Alex Painter, web performance consultant at NCC Group, runs through some ‘quick wins’ on how travel sites can cope with extra traffic during busy booking periods or sales.
When you have done all the groundwork in planning every single detail of a summer holiday sale, the last thing you want to suffer is downtime during peaks in traffic. If you found that your website struggled last year during a promotion, you don’t want the same thing to happen again this year.
If you have time, you should be engaged in carefully constructed cycles of website performance testing, optimisation and retesting to understand how your site will behave during the peak.
But maybe you’re too late, and the busy period is already upon you. Or maybe your capacity planning has let you down. If so, there may be a few quick fixes to help you deliver a fast, reliable ecommerce site when you need it the most.
- Check for and remove single points of failure (SPOFs)
Even though you may be confident that your website can handle the influx of discount-hungry holidaymakers racing to get the best deals, one of your greatest weaknesses can lie in other people’s content.
- Optimise the biggest images on your busiest pages
Sales promotions are often image-heavy, especially when you’re looking to capture holidaymakers with glorious images of hotels, attractions and different destinations. The only problem is that image files for this content are often far bigger than they need to be. As a result, visitors can experience longer loading times just when your website should be at its fastest. The extra traffic at peak times will only make matters worse. Auditing each image may take some time. Therefore, a quick option would be to run through your upcoming promotional ads and hero images to make sure they’re as optimised as they can be.

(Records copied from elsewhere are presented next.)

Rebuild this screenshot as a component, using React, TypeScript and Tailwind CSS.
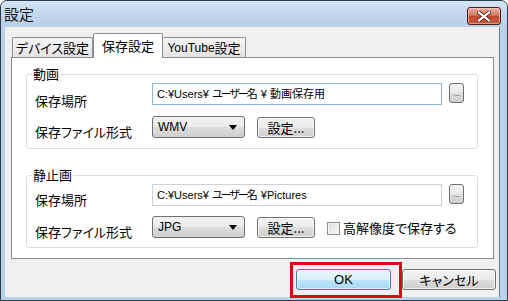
const jp = "font-['Noto_Sans_CJK_JP',sans-serif] [font-feature-settings:'palt']";
const btn =
  "flex items-center justify-center rounded-[3px] border border-[#707070] bg-[linear-gradient(#f2f2f2,#ebebeb_50%,#dddddd_50%,#cfcfcf)] shadow-[inset_0_0_0_1px_rgba(255,255,255,0.7)] text-[13px] leading-none text-black";

const CloseButton = () => (
  <div className="mt-[6px] w-[34px] h-[18px] rounded-[3px] border border-[#4a2018] bg-[linear-gradient(#eab0a2,#d77b69_45%,#c14a35_50%,#c9573b)] shadow-[inset_0_0_0_1px_rgba(255,220,210,0.5)] flex items-center justify-center">
    <svg width="14" height="11" viewBox="0 0 14 11">
      <path d="M2 1.5 L12 9.5 M12 1.5 L2 9.5" stroke="#5a2a20" strokeWidth="4" strokeLinecap="square" />
      <path d="M2 1.5 L12 9.5 M12 1.5 L2 9.5" stroke="#ffffff" strokeWidth="2.2" strokeLinecap="square" />
    </svg>
  </div>
);

const Dropdown = ({ value }: { value: string }) => (
  <div className="w-[93px] h-[22px] flex items-center justify-between rounded-[3px] border border-[#707070] bg-[linear-gradient(#f2f2f2,#ebebeb_50%,#dddddd_50%,#cfcfcf)] pl-[5px] pr-[7px]">
    <span className="font-['Liberation_Sans',sans-serif] text-[12px] leading-none text-black">{value}</span>
    <svg width="8" height="5" viewBox="0 0 8 5">
      <path d="M0 0 L8 0 L4 5 Z" fill="#000" />
    </svg>
  </div>
);

const Browse = () => (
  <div className="ml-[7px] w-[15px] h-[20px] rounded-[3px] border border-[#707070] bg-[linear-gradient(#f2f2f2,#ebebeb_50%,#dddddd_50%,#cfcfcf)] flex items-end justify-center pb-[4px]">
    <span className="font-['Liberation_Sans',sans-serif] text-[8px] leading-none text-[#333]">...</span>
  </div>
);

const PathInput = ({ tail, border }: { tail: React.ReactNode; border: string }) => (
  <div className={`w-[290px] h-[22px] flex items-center bg-white border ${border} pl-[4px]`}>
    <span className="font-['Liberation_Sans','Noto_Sans_CJK_JP',sans-serif] text-[11px] leading-none text-black whitespace-pre">
      C:¥Users¥ <span className="tracking-[-2px]">ユーザー</span>名 ¥{tail}
    </span>
  </div>
);

const Group = ({ title, children }: { title: string; children: React.ReactNode }) => (
  <div className="relative w-[452px] rounded-[3px] border border-[#d5dfe5] pl-[8px] pt-[8px]">
    <span className="absolute -top-[9px] left-[5px] bg-white px-[1px] text-[13px] leading-[16px] text-black">{title}</span>
    {children}
  </div>
);

export default function App() {
  return (
    <div className={`w-[508px] h-[301px] bg-white ${jp}`}>
      <div className="relative w-[508px] h-[301px] flex flex-col rounded-t-[7px] border border-[#2d3b4b] bg-[#bad1ea]">
        {/* title bar */}
        <div className="h-[26px] flex items-start justify-between pl-[3px] pr-[6px] rounded-t-[6px] bg-[linear-gradient(#d6e4f4,#c0d5ec_60%,#b8cfe9)]">
          <span className="mt-[4px] text-[15px] leading-[18px] text-[#1b1b1b]">設定</span>
          <CloseButton />
        </div>

        {/* frame + client */}
        <div className="flex-1 flex pl-[4px] pr-[7px] pb-[3px]">
          <div className="flex-1 flex flex-col bg-[#f0f0f0] border-r border-[#6c7e92]">
            {/* tabs */}
            <div className="mt-[6px] ml-[7px] h-[24px] flex items-end">
              <div className="w-[81px] h-[20px] flex items-center justify-center border border-b-0 border-[#898c95] rounded-t-[2px] bg-[linear-gradient(#f5f5f5,#e4e4e4)] text-[13px] leading-none text-black">
                デバイス設定
              </div>
              <div className="relative z-10 -mb-px w-[70px] h-[25px] flex items-center justify-center border border-b-0 border-[#898c95] rounded-t-[2px] bg-white pb-[2px] text-[13px] leading-none text-black">
                保存設定
              </div>
              <div className="w-[83px] h-[20px] flex items-center justify-center border border-b-0 border-l-0 border-[#898c95] rounded-t-[2px] bg-[linear-gradient(#f5f5f5,#e4e4e4)] text-[13px] leading-none text-black">
                <span className="font-['Liberation_Sans',sans-serif] text-[12px]">YouTube</span>設定
              </div>
            </div>

            {/* tab panel */}
            <div className="ml-[6px] w-[483px] h-[202px] border border-[#898c95] bg-white pl-[14px] pt-[16px]">
              <Group title="動画">
                <div className="flex items-start h-[22px]">
                  <span className="w-[117px] mt-[10px] text-[13px] leading-[16px] text-black">保存場所</span>
                  <PathInput tail=" 動画保存用" border="border-[#8fb6dc]" />
                  <Browse />
                </div>
                <div className="mt-[11px] pb-[8px] flex items-start">
                  <span className="w-[117px] mt-[8px] text-[13px] leading-[16px] text-black">保存ファイル形式</span>
                  <Dropdown value="WMV" />
                  <button className={`ml-[12px] mt-[1px] w-[58px] h-[21px] ${btn}`}>設定...</button>
                </div>
              </Group>

              <div className="mt-[26px]">
                <Group title="静止画">
                  <div className="flex items-start h-[22px]">
                    <span className="w-[117px] mt-[8px] text-[13px] leading-[16px] text-black">保存場所</span>
                    <PathInput tail="Pictures" border="border-[#cdd2d8]" />
                    <Browse />
                  </div>
                  <div className="mt-[10px] pb-[7px] flex items-start">
                    <span className="w-[117px] mt-[8px] text-[13px] leading-[16px] text-black">保存ファイル形式</span>
                    <Dropdown value="JPG" />
                    <button className={`ml-[12px] mt-[1px] w-[58px] h-[21px] ${btn}`}>設定...</button>
                    <div className="ml-[12px] mt-[4px] flex items-center">
                      <div className="w-[13px] h-[13px] border border-[#8e8f8f] bg-[linear-gradient(135deg,#dcdcdc,#f8f8f8)] shadow-[inset_0_0_0_1px_#f4f4f4]" />
                      <span className="ml-[3px] text-[13px] leading-[16px] text-black">高解像度で保存する</span>
                    </div>
                  </div>
                </Group>
              </div>
            </div>

            {/* dialog buttons */}
            <div className="mt-[10px] pr-[3px] flex justify-end gap-[11px]">
              <button className="w-[95px] h-[21px] flex items-center justify-center rounded-[3px] border border-[#3c7fb1] bg-[linear-gradient(#eaf6fd,#d9f0fc_50%,#bee6fd_50%,#a7d9f5)] shadow-[inset_0_0_0_1px_rgba(255,255,255,0.6)] font-['Liberation_Sans',sans-serif] text-[13px] leading-none text-black">
                OK
              </button>
              <button className={`w-[94px] h-[21px] ${btn}`}>キャンセル</button>
            </div>
          </div>
        </div>

        {/* red highlight annotation */}
        <div className="absolute left-[289px] top-[261px] w-[112px] h-[36px] border-[3px] border-[#e2001a]" />
      </div>
    </div>
  );
}
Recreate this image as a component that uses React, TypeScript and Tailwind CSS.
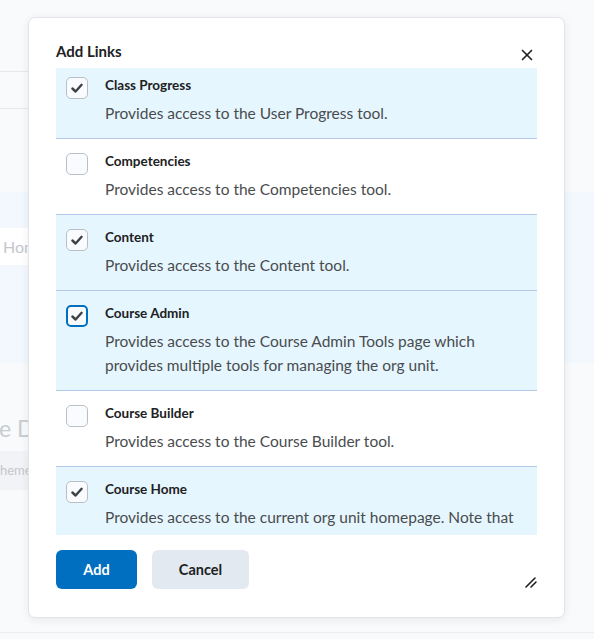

- Make sure static assets have long cache lifetimes
Reducing the number of requests for different resources on your site is one way to minimise the impact of peaks in traffic. And one way to do this is to make sure files that don’t change very often, such as images and style sheets, can be cached. Most of us are aware of the cache on our own web browser, but there are also various other opportunities for your content to be cached between your web server and the end user. Get it right, and visitors will only have to download your summer holiday graphic once.
It’s also worth double checking your cache setting to ensure your content delivery network (CDN) is fully optimised.
- Remove non-essential content
Redundant content is a surprisingly common cause of slow and unresponsive websites. New features tend to be added more frequently than unused features are removed, slowing ratcheting up the number of unused scripts and styles. Or code that’s needed on just a handful of pages may be loaded on every page.
When time is limited, a full audit of your site or even just the most important pages will mostly likely be out of the question. However, just a brief check of the source code could reveal large volumes of content that can be removed.
There’s no substitute for testing, optimising and retesting your website weeks (or even months) in advance of a big promotion. But the timing and scale of peaks for travel agents and operators aren’t always completely predictable.
So if you are in need of some quick wins, these tips are the simplest steps you can take to help prevent downtime and make your website faster when you have a sale on.